Stored data:
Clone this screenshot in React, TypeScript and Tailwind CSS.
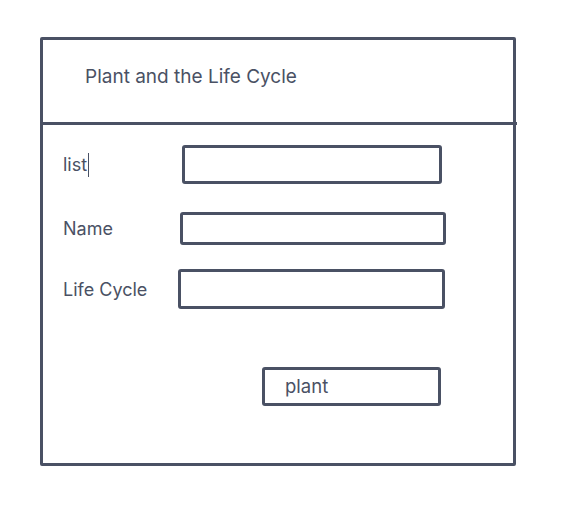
import React from 'react';

const ink = 'border-[#4a5164]';

function Field({ label, caret, inputClass, rowClass }: { label: string; caret?: boolean; inputClass: string; rowClass: string }) {
  return (
    <div className={`flex items-center ${rowClass}`}>
      <div className="w-[118px] shrink-0 pl-[20px] text-[18px] text-[#4a5164] flex items-center">
        <span>{label}</span>
        {caret && <span className="ml-[1px] inline-block h-[24px] w-[1px] bg-[#4a5164]" />}
      </div>
      <div className={`border-[3px] ${ink} rounded-[3px] bg-white ${inputClass}`} />
    </div>
  );
}

export default function App() {
  return (
    <div className="min-h-[518px] w-[571px] bg-white pl-[40px] pt-[37px]" style={{ fontFamily: 'Inter, "Liberation Sans", sans-serif' }}>
      <div className={`w-[476px] h-[429px] border-[3px] ${ink} rounded-[2px] flex flex-col`}>
        <div className={`h-[85px] border-b-[3px] ${ink} flex items-center pl-[42px] pb-[8px] -mr-[4px]`}>
          <h1 className="text-[19px] text-[#4a5164] font-normal">Plant and the Life Cycle</h1>
        </div>
        <div className="flex flex-col">
          <Field label="list" caret rowClass="mt-[20px]" inputClass="ml-[21px] w-[260px] h-[39px]" />
          <Field label="Name" rowClass="mt-[28px]" inputClass="ml-[19px] w-[266px] h-[33px]" />
          <Field label="Life Cycle" rowClass="mt-[24px]" inputClass="ml-[17px] w-[267px] h-[40px]" />
          <div className="mt-[58px] pl-[219px]">
            <button className={`w-[179px] h-[39px] border-[3px] ${ink} rounded-[3px] text-left pl-[20px] text-[18.5px] text-[#4a5164]`}>
              plant
            </button>
          </div>
        </div>
      </div>
    </div>
  );
}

Written request:
Starting at the top of the listing above, reproduce each line up to and including the one with "const ink = 'border-[#4a5164]';"; omit the pictures.

Solution:
Clone this screenshot in React, TypeScript and Tailwind CSS.
import React from 'react';

const ink = 'border-[#4a5164]';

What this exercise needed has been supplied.